Personal statements are short. Every sentence needs to help universities understand your motivation, preparation and suitability for the course.

A quotation does none of those things. It tells the reader what somebody else said, not what you think, what you have learnt or why you are applying.

You could spend a sentence introducing a quote, another sentence giving the quote itself, and then a third sentence explaining it. That is a large amount of space to spend on an idea that would be stronger if written in your own words from the start.

Admissions tutors want your thoughts

Universities are assessing you, not the author, scientist, politician or public figure you have chosen to quote.

If a book, article, lecture or idea influenced you, write about the influence directly. Explain what interested you, what challenged your assumptions, what question it raised, or how it changed your understanding of the subject.
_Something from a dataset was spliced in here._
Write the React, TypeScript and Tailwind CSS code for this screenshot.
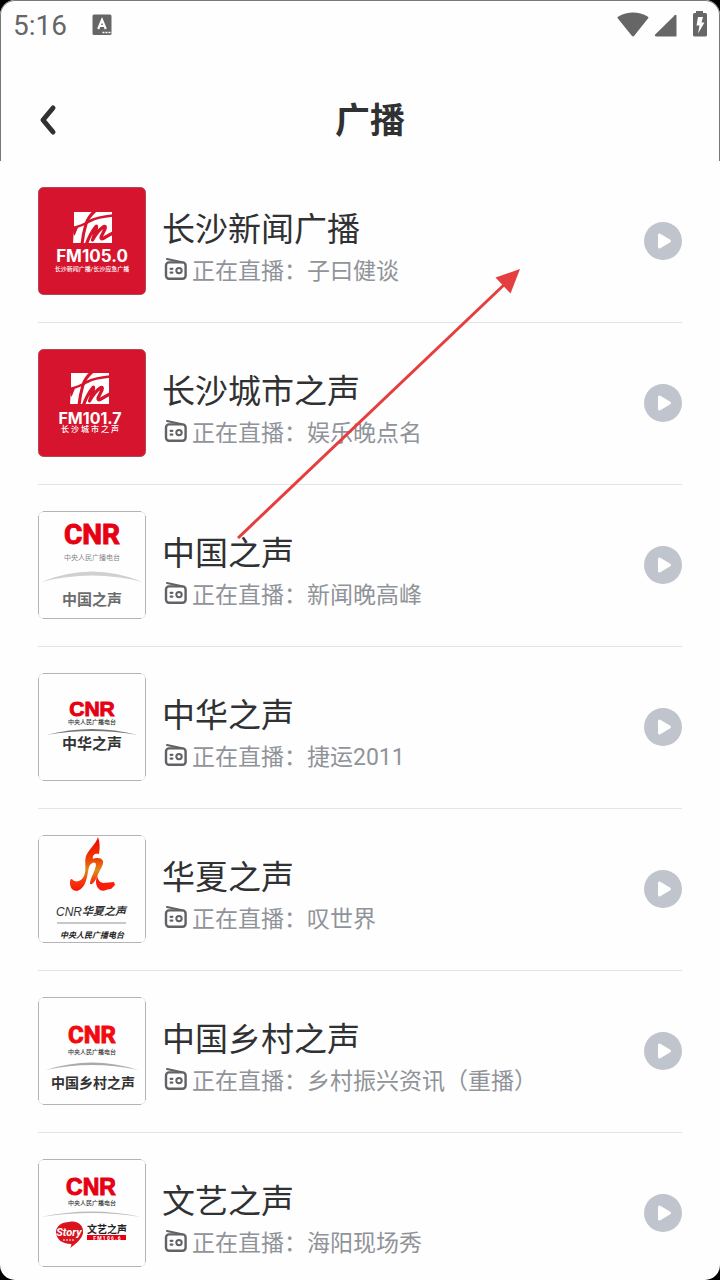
import type { ReactNode } from "react";

type Station = { name: string; show: string; cover: ReactNode };

const CJK = "Roboto, 'Noto Sans CJK SC', sans-serif";
const SANS = "Roboto, 'Noto Sans CJK SC', sans-serif";
const RED = "#e60012";

type LabelProps = {
  y: number;
  size: number;
  fill: string;
  children: string;
  x?: number;
  weight?: number;
  family?: string;
  italic?: boolean;
  heavy?: boolean;
};

function Label({ x = 54, y, size, fill, weight = 700, family = SANS, italic, heavy, children }: LabelProps) {
  return (
    <text
      x={x}
      y={y}
      fontSize={size}
      fill={fill}
      stroke={heavy ? fill : "none"}
      fontWeight={weight}
      fontFamily={family}
      fontStyle={italic ? "italic" : "normal"}
      textAnchor="middle"
    >
      {children}
    </text>
  );
}

function Cover({ label, red, children }: { label: string; red?: boolean; children: ReactNode }) {
  return (
    <svg viewBox="0 0 108 108" className="size-[108px] shrink-0" role="img" aria-label={label}>
      {red ? (
        <rect x="0.5" y="0.5" width="107" height="107" rx="5" fill="#d7142d" stroke="#b0485a" />
      ) : (
        <g fill="none">
          <path d="M5 .5H103M5 107.5H103M.5 5V103M107.5 5V103" stroke="#b4b4b4" />
          <path d="M.5 5Q1 1 5 .5M103 .5Q107 1 107.5 5M107.5 103Q107 107 103 107.5M5 107.5Q1 107 .5 103" stroke="#e6e6e6" />
        </g>
      )}
      {children}
    </svg>
  );
}

function FmMark() {
  return (
    <g>
      <path d="M1 0H39V31H0L1 16Z" fill="#fff" />
      <g fill="none" stroke="#d7142d" strokeLinejoin="round">
        <path d="M-1 16Q9 14 17 9Q24 5 40 3.500" strokeWidth="2.600" />
        <path d="M22-1Q15 5 13 12Q10 22 9 32" strokeWidth="3" />
        <path d="M-2 15L5 15.500L1.500 24Z" fill="#d7142d" stroke="none" />
        <path d="M13.500 32Q17 22 22.500 15Q24 13 23.500 16L19.500 28Q25 18 31 14.500Q33 13.500 32 17L28 25Q27.500 28 31 26Q36 23 40 21" strokeWidth="3.200" />
      </g>
    </g>
  );
}

const stations: Station[] = [
  {
    name: "长沙新闻广播",
    show: "子曰健谈",
    cover: (
      <Cover label="FM105.0" red>
        <g transform="translate(35 25)"><FmMark /></g>
        <Label y={75} size={17} fill="#fff" family="Inter, sans-serif">FM105.0</Label>
        <Label y={84} size={6} fill="#fff" weight={500}>长沙新闻广播/长沙应急广播</Label>
      </Cover>
    ),
  },
  {
    name: "长沙城市之声",
    show: "娱乐晚点名",
    cover: (
      <Cover label="FM101.7" red>
        <g transform="translate(32 24)"><FmMark /></g>
        <Label x={52} y={75} size={16} fill="#fff" family="Inter, sans-serif">FM101.7</Label>
        <Label x={52} y={83} size={8} fill="#fff" weight={500}>长 沙 城 市 之 声</Label>
      </Cover>
    ),
  },
  {
    name: "中国之声",
    show: "新闻晚高峰",
    cover: (
      <Cover label="CNR 中国之声">
        <Label y={33} size={28} fill={RED} heavy>CNR</Label>
        <Label y={49} size={7} fill="#888" weight={400}>中央人民广播电台</Label>
        <path d="M3 71Q54 50 105 71Q54 58 3 71Z" fill="#d0d0d0" />
        <Label y={94} size={15} fill="#6c6c6c">中国之声</Label>
      </Cover>
    ),
  },
  {
    name: "中华之声",
    show: "捷运2011",
    cover: (
      <Cover label="CNR 中华之声">
        <Label y={43} size={21} fill={RED} family="'Liberation Sans', sans-serif" heavy>CNR</Label>
        <Label y={51} size={6} fill="#333" weight={500}>中央人民广播电台</Label>
        <path d="M8 62Q54 50 100 62Q54 54 8 62Z" fill="#777" />
        <Label y={76} size={15} fill="#333">中华之声</Label>
      </Cover>
    ),
  },
  {
    name: "华夏之声",
    show: "叹世界",
    cover: (
      <Cover label="CNR 华夏之声">
        <defs>
          <linearGradient id="flame" x1="0" y1="0" x2="0" y2="1">
            <stop offset="0" stopColor="#f00000" />
            <stop offset="0.4" stopColor="#f03c00" />
            <stop offset="0.62" stopColor="#e08a18" />
            <stop offset="0.8" stopColor="#f04010" />
            <stop offset="1" stopColor="#ff1000" />
          </linearGradient>
        </defs>
        <path
          d="M60 2C58 9 51 14 48 21C46 28 49 33 46 41C44 46 38 48 35 45C33 43 32 44 32 48C32 53 35 56 39 56C49 53 49 40 51 32C53 27 58 26 58 30C57 37 52 43 52 49C55 50 57 46 59 42C61 36 66 30 65 26C63 22 57 23 55 24C54 20 57 18 61 19C62 13 62 7 60 2Z"
          fill="url(#flame)"
        />
        <path d="M59 41C60 44 61 47 65 48C69 48 73 47 76 47L77 50L73 54C69 54 66 57 62 55C58 52 57 47 59 41Z" fill="#fa1e0a" />
        <Label x={31} y={81} size={12} fill="#333" weight={400} family="'Liberation Sans', sans-serif" italic>CNR</Label>
        <Label x={66} y={80} size={11} fill="#333" italic>华夏之声</Label>
        <path d="M19 88H88" stroke="#c8c8c8" strokeWidth="2" />
        <Label y={103} size={8} fill="#222" italic>中央人民广播电台</Label>
      </Cover>
    ),
  },
  {
    name: "中国乡村之声",
    show: "乡村振兴资讯（重播）",
    cover: (
      <Cover label="CNR 中国乡村之声">
        <Label y={46} size={24} fill="#f30a10" heavy>CNR</Label>
        <Label y={57} size={6} fill="#333" weight={500}>中央人民广播电台</Label>
        <path d="M8 73Q54 58 100 73Q54 63 8 73Z" fill="#aaa" />
        <Label x={55} y={91} size={14} fill="#333">中国乡村之声</Label>
      </Cover>
    ),
  },
  {
    name: "文艺之声",
    show: "海阳现场秀",
    cover: (
      <Cover label="CNR 文艺之声">
        <Label x={53} y={36} size={23} fill={RED} family="'Liberation Sans', sans-serif" heavy>CNR</Label>
        <Label x={54} y={46} size={6} fill="#333" weight={500}>中央人民广播电台</Label>
        <path d="M3 58Q54 47 103 58Q54 50 3 58Z" fill="#bbb" />
        <path d="M31 63C40 61 46 67 45 74C44 80 38 85 32 89Q34 86 33 85C24 85 18 80 18 73C18 67 24 63 31 63Z" fill="#d9141e" />
        <Label x={31} y={77} size={11} fill="#fff" italic>Story</Label>
        <path d="M25 81H37" stroke="#fff" strokeWidth="1" strokeDasharray="2 1" />
        <Label x={69} y={74} size={10} fill="#222">文艺之声</Label>
        <path d="M49 76H88V81H49Z" fill={RED} />
        <Label x={69} y={81} size={5} fill="#fff">F M 1 0 6 . 6</Label>
      </Cover>
    ),
  },
];

function RadioIcon() {
  return (
    <svg viewBox="0 0 25 24" className="mb-1.5 h-6 w-[25px] shrink-0" fill="none" stroke="#606266" strokeLinecap="round" aria-hidden="true">
      <rect x="4" y="5.400" width="19.600" height="16.400" rx="3" strokeWidth="2.400" />
      <path d="M5 2L20 5.200" strokeWidth="2" />
      <circle cx="17" cy="13.600" r="2.700" strokeWidth="2" />
      <path d="M8.600 11.800H10.400M8.600 15.600H10.400" strokeWidth="2.200" />
    </svg>
  );
}

function StatusBar() {
  return (
    <div className="flex h-12 items-center px-3">
      <time className="w-[55px] pt-0.5 text-[28px] leading-8 text-[#666]">5:16</time>
      <svg viewBox="0 0 20 22" className="ml-6 h-[22px] w-5" aria-hidden="true">
        <rect x="0.5" y="0.5" width="19" height="20.5" rx="1.5" fill="#666" />
        <path d="M6.2 15L10 5.8L13.8 15M7.6 12H12.4" fill="none" stroke="#fff" strokeWidth="2.2" />
        <path d="M10.5 18.5H12.5M13.5 18.5H15.5M16.5 18.5H18.5" stroke="#fff" strokeWidth="1.6" />
      </svg>
      <svg viewBox="0 0 90 28" className="ml-auto h-7 w-[90px]" fill="#666" aria-hidden="true">
        <path d="M.7 7.3Q0 6.5 1 5.8Q16-2.6 31 5.8Q31.8 6.5 31.2 7.3L17.2 24.8Q16 26 14.8 24.8Z" />
        <path d="M59.5 4.8V25.500H39Q37 25 38.2 23.500L57.8 4.200Q59.2 3.200 59.5 4.8Z" />
        <path d="M79 0H86V2H88.5Q90 2 90 3.500V24Q90 25.500 88.5 25.500H77.500Q76 25.500 76 24V3.500Q76 2 77.500 2H79Z" />
        <path d="M81 6H86L84.500 11.500H87.500L81 22.500L82.500 14.500H79.500Z" fill="#fff" />
      </svg>
    </div>
  );
}

function StationRow({ station }: { station: Station }) {
  return (
    <li className="flex items-center border-b border-[#e4e4e6] pt-[26px] pb-[27px] last:border-0 last:pb-[13px]">
      {station.cover}
      <div className="ml-4 min-w-0 flex-1 self-start pt-[23px]">
        <h2 className="text-[33px] leading-10 text-[#303133]">{station.name}</h2>
        <p className="mt-1 flex items-center gap-[5px] text-[23px] leading-9 text-[#909399]">
          <RadioIcon />
          <span>正在直播：{station.show}</span>
        </p>
      </div>
      <button type="button" aria-label={`播放${station.name}`} className="size-[38px] shrink-0 rounded-full bg-[#c0c4cc]">
        <svg viewBox="0 0 38 38" className="size-full" aria-hidden="true">
          <path d="M15.500 13V25L25.500 19Z" fill="#fff" stroke="#fff" strokeWidth="3" strokeLinejoin="round" />
        </svg>
      </button>
    </li>
  );
}

export default function App() {
  return (
    <div lang="zh-CN" className="min-h-screen bg-black" style={{ fontFamily: CJK }}>
      <div className="relative min-h-screen overflow-hidden rounded-[15px] bg-[#fefefe]">
        <header className="rounded-t-[15px] border border-b-0 border-[#777] pb-1.5">
          <StatusBar />
          <div className="mt-9 flex items-center px-[37px]">
            <button type="button" aria-label="返回" className="flex h-[70px] w-5 items-center">
              <svg viewBox="0 0 20 36" className="h-9 w-5" aria-hidden="true">
                <path d="M15 6L5 18L15 30" fill="none" stroke="#303133" strokeWidth="5" strokeLinecap="round" strokeLinejoin="round" />
              </svg>
            </button>
            <h1 className="flex-1 pt-1 text-center text-[35px] leading-[48px] font-bold text-[#303133]">广播</h1>
          </div>
        </header>
        <main>
          <ul className="px-[38px]">
            {stations.map((station) => (
              <StationRow key={station.name} station={station} />
            ))}
          </ul>
        </main>
        <svg viewBox="0 0 284 270" className="pointer-events-none absolute top-[269px] left-[237px] h-[270px] w-[284px]" aria-hidden="true">
          <path d="M1 269L270 13" stroke="#e53e3e" strokeWidth="3" />
          <path d="M283 0L258.500 8.500L273.500 24.500Z" fill="#e53e3e" />
        </svg>
      </div>
    </div>
  );
}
For example, if a particular economic argument changed the way you think about inequality, discuss the argument and your reaction to it. The quotation itself adds nothing. The interesting part is your response.

Famous quotes do not make a statement memorable

Students often choose quotations because they sound intelligent, inspiring or impressive.

Admissions tutors have read thousands of personal statements. A quotation from Albert Einstein, Jane Austen, Stephen Hawking or Nelson Mandela does not make an application stand out. It signals that a student found a quotation and decided to include it.

The statements that stand out are the ones that contain specific evidence of subject engagement and thoughtful reflection. A paragraph explaining how a research project changed your view of a topic is far more memorable than a famous quotation about learning, discovery or success.

A quote is never your strongest sentence

Students sometimes ask whether there is an exception for a particularly powerful, famous or relevant quotation.

There is not.

Whatever point the quote is making, you are better off making that point yourself and then explaining why it matters to your interest in the subject.

Your personal statement should show how you think. A quotation shows how someone else thinks.

Including a quote does not strengthen a personal statement. Leaving it out does.